Explicit Congestion Notification (ECN) Configuration
Explicit congestion notification (ECN) enables end-to-end congestion notification between two endpoints on TCP/IP based networks. The two endpoints are an ECN-enabled sender and an ECN-enabled receiver. ECN must be enabled on both endpoints and on all of the intermediate devices between the endpoints for ECN to work properly. Any device in the transmission path that does not support ECN breaks the end-to-end ECN functionality.
WRED drops packets, based on the average queue length exceeding a specific threshold value, to indicate congestion. ECN is an extension to WRED in that ECN marks packets instead of dropping them when the average queue length exceeds a specific threshold value. When configured with the WRED -- Explicit Congestion Notification feature, routers and end hosts would use this marking as a signal that the network is congested and slow down sending packets.

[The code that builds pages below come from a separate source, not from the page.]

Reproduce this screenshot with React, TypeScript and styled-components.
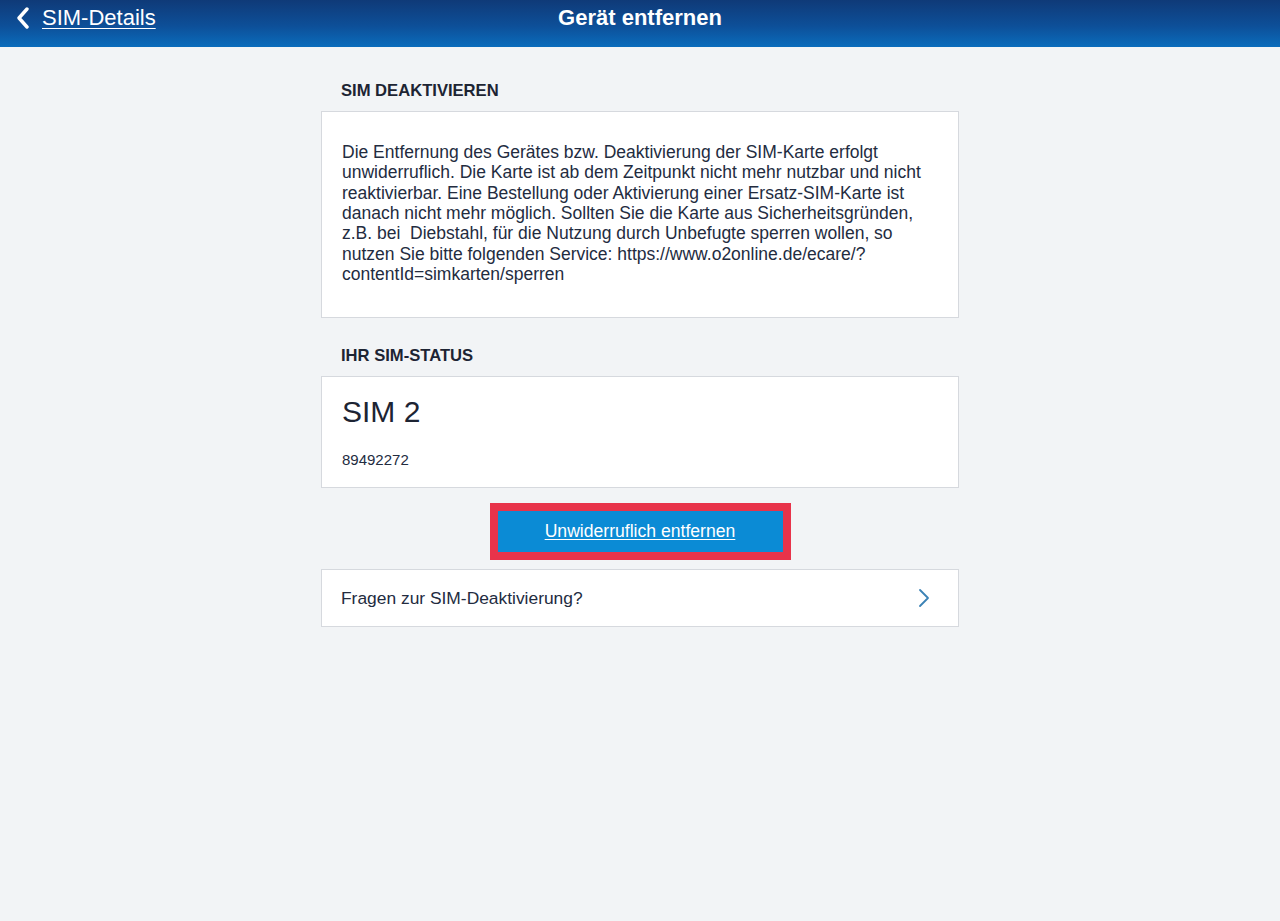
import styled, { createGlobalStyle } from "styled-components";

const GlobalStyle = createGlobalStyle`
  html, body {
    margin: 0;
    padding: 0;
    background: #f2f4f6;
    font-family: "Liberation Sans", Arial, sans-serif;
    color: #232b3a;
  }
`;

const Page = styled.div`
  min-height: 921px;
  background: #f2f4f6;
`;

const NavBar = styled.header`
  height: 47px;
  display: grid;
  grid-template-columns: 1fr auto 1fr;
  align-items: center;
  padding: 0 16px;
  background: linear-gradient(180deg, #0f3a78 0%, #0d4f98 55%, #0a6cbc 100%);
  color: #fff;
  box-sizing: border-box;
`;

const BackLink = styled.a`
  display: flex;
  align-items: center;
  gap: 12px;
  color: #fff;
  font-size: 22px;
  text-decoration: underline;
  text-underline-offset: 3px;
  text-decoration-thickness: 1px;
  margin-top: -12px;
`;

const NavTitle = styled.h1`
  margin: -12px 0 0;
  font-size: 22px;
  font-weight: 700;
`;

const Content = styled.main`
  width: 638px;
  margin: 0 auto;
  padding-top: 35px;
  display: flex;
  flex-direction: column;
`;

const SectionTitle = styled.h2<{ $gap?: number }>`
  margin: ${({ $gap }) => $gap ?? 0}px 0 11px 20px;
  font-size: 16.6px;
  font-weight: 700;
  color: #1d2433;
  line-height: 18px;
`;

const Card = styled.section<{ $pad: string }>`
  background: #fff;
  border: 1px solid #d6d9de;
  padding: ${({ $pad }) => $pad};
  box-sizing: border-box;
`;

const BodyText = styled.p`
  margin: 0;
  font-size: 17.5px;
  line-height: 20.35px;
  color: #232c3f;
`;

const SimName = styled.div`
  font-size: 30px;
  line-height: 34px;
  color: #1d2433;
`;

const SimNumber = styled.div`
  margin-top: 22px;
  font-size: 15px;
  line-height: 17px;
  color: #232c3f;
`;

const ButtonFrame = styled.div`
  align-self: center;
  margin: 15px 0 9px;
  border: 8px solid #e8334a;
  display: flex;
`;

const PrimaryButton = styled.button`
  width: 285px;
  height: 41px;
  border: none;
  background: #0b8bd5;
  color: #fff;
  font-family: inherit;
  font-size: 17.6px;
  text-decoration: underline;
  text-underline-offset: 2px;
  cursor: pointer;
`;

const LinkRow = styled.a`
  display: flex;
  align-items: center;
  justify-content: space-between;
  height: 58px;
  padding: 0 28px 0 19px;
  background: #fff;
  border: 1px solid #d6d9de;
  box-sizing: border-box;
  font-size: 17.4px;
  color: #232c3f;
  text-decoration: none;
`;

export default function App() {
  return (
    <Page>
      <GlobalStyle />
      <NavBar>
        <BackLink>
          <svg width="14" height="22" viewBox="0 0 14 22">
            <path d="M11 2 L3 11 L11 20" fill="none" stroke="#fff" strokeWidth="3.4" strokeLinecap="round" strokeLinejoin="round" />
          </svg>
          SIM-Details
        </BackLink>
        <NavTitle>Gerät entfernen</NavTitle>
        <div />
      </NavBar>
      <Content>
        <SectionTitle>SIM DEAKTIVIEREN</SectionTitle>
        <Card $pad="30px 20px 33px">
          <BodyText>
            Die Entfernung des Gerätes bzw. Deaktivierung der SIM-Karte erfolgt<br />
            unwiderruflich. Die Karte ist ab dem Zeitpunkt nicht mehr nutzbar und nicht<br />
            reaktivierbar. Eine Bestellung oder Aktivierung einer Ersatz-SIM-Karte ist<br />
            danach nicht mehr möglich. Sollten Sie die Karte aus Sicherheitsgründen,<br />
            z.B. bei&nbsp; Diebstahl, für die Nutzung durch Unbefugte sperren wollen, so<br />
            nutzen Sie bitte folgenden Service: https://www.o2online.de/ecare/?<br />
            contentId=simkarten/sperren
          </BodyText>
        </Card>
        <SectionTitle $gap={29}>IHR SIM-STATUS</SectionTitle>
        <Card $pad="18px 20px 19px">
          <SimName>SIM 2</SimName>
          <SimNumber>89492272</SimNumber>
        </Card>
        <ButtonFrame>
          <PrimaryButton>Unwiderruflich entfernen</PrimaryButton>
        </ButtonFrame>
        <LinkRow>
          Fragen zur SIM-Deaktivierung?
          <svg width="12" height="20" viewBox="0 0 12 20">
            <path d="M2 2 L10 10 L2 18" fill="none" stroke="#3b82b5" strokeWidth="1.8" strokeLinecap="round" strokeLinejoin="round" />
          </svg>
        </LinkRow>
      </Content>
    </Page>
  );
}
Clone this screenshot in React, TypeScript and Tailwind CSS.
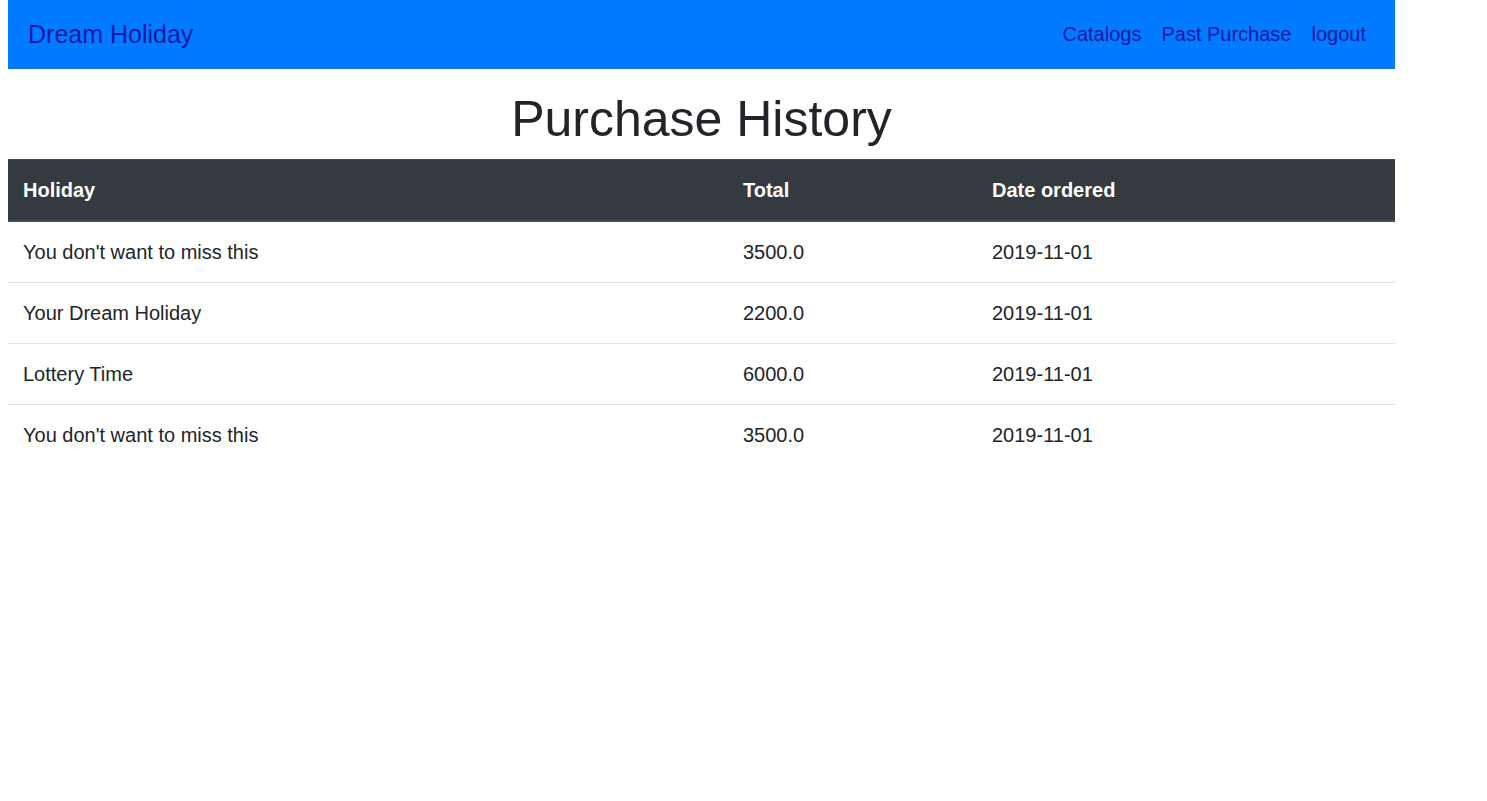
import React from "react";

const rows = [
  { holiday: "You don't want to miss this", total: "3500.0", date: "2019-11-01" },
  { holiday: "Your Dream Holiday", total: "2200.0", date: "2019-11-01" },
  { holiday: "Lottery Time", total: "6000.0", date: "2019-11-01" },
  { holiday: "You don't want to miss this", total: "3500.0", date: "2019-11-01" },
];

export default function App() {
  return (
    <div
      className="min-h-[801px] bg-white text-[#212529]"
      style={{ fontFamily: '"Liberation Sans", Arial, sans-serif' }}
    >
      <div className="mx-[8px] w-[1387px]">
        <nav className="flex h-[69px] items-center justify-between bg-[#007bff] pl-[20px] pr-[19px] border-b border-[#1572d8]">
          <a className="text-[25px] leading-[37px] text-[#1419a3]">Dream Holiday</a>
          <ul className="flex items-center">
            {["Catalogs", "Past Purchase", "logout"].map((l) => (
              <li key={l}>
                <a className="block px-[10px] text-[20px] leading-[30px] text-[#1419a3]">{l}</a>
              </li>
            ))}
          </ul>
        </nav>
        <h1 className="mt-[20px] mb-[10px] text-center text-[50px] font-normal leading-[60px]">
          Purchase History
        </h1>
        <table className="w-full border-collapse text-[20px] leading-[30px]">
          <thead>
            <tr className="bg-[#343a40] text-white">
              <th className="w-[720px] border-t border-b-2 border-[#454d55] p-[15px] text-left font-bold">Holiday</th>
              <th className="w-[249px] border-t border-b-2 border-[#454d55] p-[15px] text-left font-bold">Total</th>
              <th className="border-t border-b-2 border-[#454d55] p-[15px] text-left font-bold">Date ordered</th>
            </tr>
          </thead>
          <tbody>
            {rows.map((r, i) => (
              <tr key={i} className={i === 0 ? "" : "border-t border-[#dee2e6]"}>
                <td className="p-[15px]">{r.holiday}</td>
                <td className="p-[15px]">{r.total}</td>
                <td className="p-[15px]">{r.date}</td>
              </tr>
            ))}
          </tbody>
        </table>
      </div>
    </div>
  );
}
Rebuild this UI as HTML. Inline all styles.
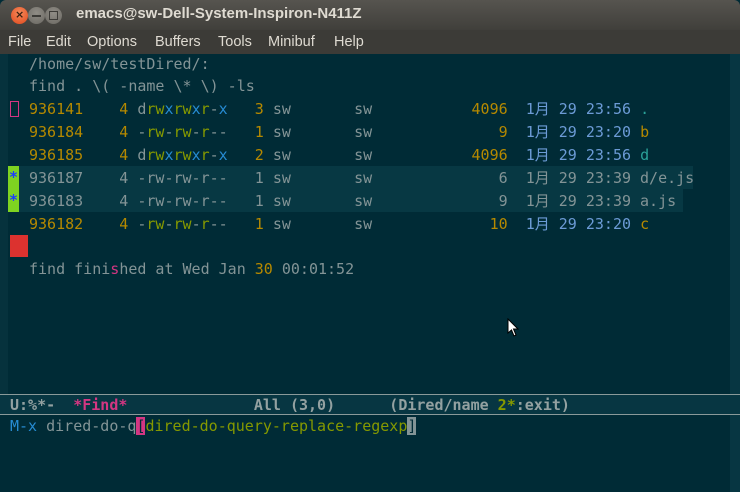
<!DOCTYPE html>
<html><head><meta charset="utf-8"><style>
*{margin:0;padding:0;box-sizing:border-box}
body{width:740px;height:492px;overflow:hidden;background:#002b36;position:relative;font-family:"DejaVu Sans Mono","Liberation Mono","Noto Sans CJK SC",monospace;font-size:15px;color:#839496}
#title{position:absolute;left:0;top:0;width:740px;height:30px;background:linear-gradient(#56544f,#403f3b);border-radius:6px 6px 0 0}
#title .t{position:absolute;left:76px;top:5px;font-family:"Liberation Sans","DejaVu Sans",sans-serif;font-weight:bold;font-size:15px;color:#dfdbd2}
.btn{position:absolute;top:7px;width:17px;height:17px;border-radius:50%}
#menu{position:absolute;left:0;top:30px;width:740px;height:24px;background:#3c3b37;font-family:"Liberation Sans","DejaVu Sans",sans-serif;font-size:14.5px;color:#dfdbd2}
#menu span{position:absolute;top:4px}
.lf{position:absolute;left:0;top:54px;width:8px;height:340px;background:#06323d}
.rf{position:absolute;left:730px;top:54px;width:10px;height:438px;background:#073642}
.l{position:absolute;left:29px;white-space:pre;line-height:20px}
.y{color:#b58900}.g{color:#859900}.b{color:#268bd2}.c{color:#2aa198}.m{color:#d33682}.d{color:#6c9bd6}
.hl{position:absolute;left:8px;width:685px;height:23px;background:#073843}
</style></head><body>
<div id="title">
<div class="btn" style="left:11px;background:radial-gradient(circle at 50% 35%,#f58a5b,#e0481c);"></div>
<div style="position:absolute;left:15px;top:8px;font:bold 11px 'DejaVu Sans';color:#3a2010">×</div>
<div class="btn" style="left:28px;background:radial-gradient(circle at 50% 35%,#908d86,#6a6862)"></div>
<div style="position:absolute;left:32px;top:15px;width:9px;height:2px;background:#3c3b37"></div>
<div class="btn" style="left:45px;background:radial-gradient(circle at 50% 35%,#908d86,#6a6862)"></div>
<div style="position:absolute;left:49px;top:11px;width:9px;height:9px;border:1.5px solid #3c3b37"></div>
<div class="t">emacs@sw-Dell-System-Inspiron-N411Z</div>
</div>
<div id="menu"><span style="left:8px">File</span><span style="left:46px">Edit</span><span style="left:87px">Options</span><span style="left:155px">Buffers</span><span style="left:218px">Tools</span><span style="left:268px">Minibuf</span><span style="left:334px">Help</span></div>
<div class="lf"></div><div class="rf"></div>
<div class="hl" style="top:166px"></div><div class="hl" style="top:189px;width:675px"></div>
<div style="position:absolute;left:10px;top:101px;width:9px;height:16px;border:1px solid #d33682"></div>
<div style="position:absolute;left:8px;top:166px;width:11px;height:46px;background:#7ed321"></div>
<div style="position:absolute;left:9px;top:166px;color:#1a3cff;line-height:23px;font-weight:bold">*<br>*</div>
<div style="position:absolute;left:10px;top:235px;width:18px;height:22px;background:#dc322f"></div>
<div class="l" style="top:54px">/home/sw/testDired/:</div>
<div class="l" style="top:76px">find . \( -name \* \) -ls</div>
<div class="l" style="top:99px"><span class="y">936141    4</span> d<span class="g">rw</span><span class="b">x</span><span class="g">rw</span><span class="b">x</span><span class="g">r</span>-<span class="b">x</span>   <span class="y">3</span> sw       sw           <span class="y">4096</span>  <span class="d">1月 29 23:56</span> <span class="c">.</span></div>
<div class="l" style="top:122px"><span class="y">936184    4</span> -<span class="g">rw</span>-<span class="g">rw</span>-<span class="g">r</span>--   <span class="y">1</span> sw       sw              <span class="y">9</span>  <span class="d">1月 29 23:20</span> <span class="y">b</span></div>
<div class="l" style="top:145px"><span class="y">936185    4</span> d<span class="g">rw</span><span class="b">x</span><span class="g">rw</span><span class="b">x</span><span class="g">r</span>-<span class="b">x</span>   <span class="y">2</span> sw       sw           <span class="y">4096</span>  <span class="d">1月 29 23:56</span> <span class="c">d</span></div>
<div class="l" style="top:168px">936187    4 -rw-rw-r--   1 sw       sw              6  1月 29 23:39 d/e.js</div>
<div class="l" style="top:191px">936183    4 -rw-rw-r--   1 sw       sw              9  1月 29 23:39 a.js</div>
<div class="l" style="top:214px"><span class="y">936182    4</span> -<span class="g">rw</span>-<span class="g">rw</span>-<span class="g">r</span>--   <span class="y">1</span> sw       sw             <span class="y">10</span>  <span class="d">1月 29 23:20</span> <span class="y">c</span></div>
<div class="l" style="top:259px">find fini<span class="m">s</span>hed at Wed Jan <span class="y">30</span> 00:01:52</div>
<svg style="position:absolute;left:507px;top:318px" width="14" height="20" viewBox="0 0 14 20"><path d="M1 1 L1 15 L4.5 12 L7 18 L9 17 L6.5 11 L11 11 Z" fill="#fff" stroke="#000" stroke-width="1"/></svg>
<div style="position:absolute;left:0;top:394px;width:740px;height:21px;background:#073642;border-top:1px solid #8a9a9a;border-bottom:1px solid #8a9a9a"></div>
<div class="l" style="left:10px;top:395px;font-weight:bold;color:#93a1a1">U:%*-  <span class="m">*Find*</span>              All (3,0)      (Dired/name <span class="g">2*</span>:exit)</div>
<div class="l" style="left:10px;top:416px"><span class="b">M-x</span> dired-do-q<span style="background:#d33682;color:#002b36">[</span><span class="g">dired-do-query-replace-regexp</span><span style="background:#839496;color:#002b36">]</span></div>
</body></html>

ECN requires an ECN-specific field that has two bits--the ECN-capable Transport (ECT) bit and the CE (Congestion Experienced) bit--in the IP header. The ECT bit and the CE bit can be used to make four ECN field combinations of 00 to 11. The first number is the ECT bit and the second number is the CE bit. The table below lists each of the ECT and CE bit combination settings in the ECN field and what the combinations indicate.
Table 16-1 explains the output fields.
Table 16-1: show bfd fields
ECT Bit | CE Bit | Combination Indicates |
---|
0 | 0 | Not- ECN capable |
0 | 1 | Endpoints of the transport protocol are ECN capable |
1 | 0 | Endpoints of the transport protocol |
1 | 1 | Congestion experienced |
The ECN field combination 00 indicates that a packet is not using ECN. The ECN field combinations of 01 and 10 called as ECT(1) and ECT(0) respectively. This sets by the data sender to indicate that the endpoints of the transport protocol are ECN-capable. Routers treat those two field combinations identically. Data senders can use either one or both of these two combinations.
ECN is Enabled
If the number of packets in the queue is below the minimum threshold, packets are transmitted. This happens whether or not ECN is enabled, and this treatment is identical to the treatment a packet receives when WRED only is being used on the network.
If the number of packets in the queue is between the minimum threshold and the maximum threshold, one of the following three scenarios can occur:
If the ECN field on the packet indicates that the endpoints are ECN-capable (that is, the ECT bit is set to 1 and the CE bit is set to 0, or the ECT bit is set to 0 and the CE bit is set to 1)--and the WRED algorithm determines that the packet should have been dropped based on the drop probability--the ECT and CE bits for the packet are changed to 1, and the packet is transmitted. This happens because ECN is enabled and the packet gets marked instead of dropped.
If the ECN field on the packet indicates that neither endpoint is ECN-capable (that is, the ECT bit is set to 0 and the CE bit is set to 0), the packet might be dropped based on the WRED drop probability. This is the identical treatment that a packet receives when WRED is enabled without ECN configured on the router.
If the ECN field on the packet indicates that the network is experiencing congestion (that is, both the ECT bit and the CE bit are set to 1), the packet is transmitted. No further marking is required.
If the number of packets in the queue is above the maximum threshold, packets are dropped based on the drop probability. This is the identical treatment a packet receives when WRED is enabled without ECN configured on the router.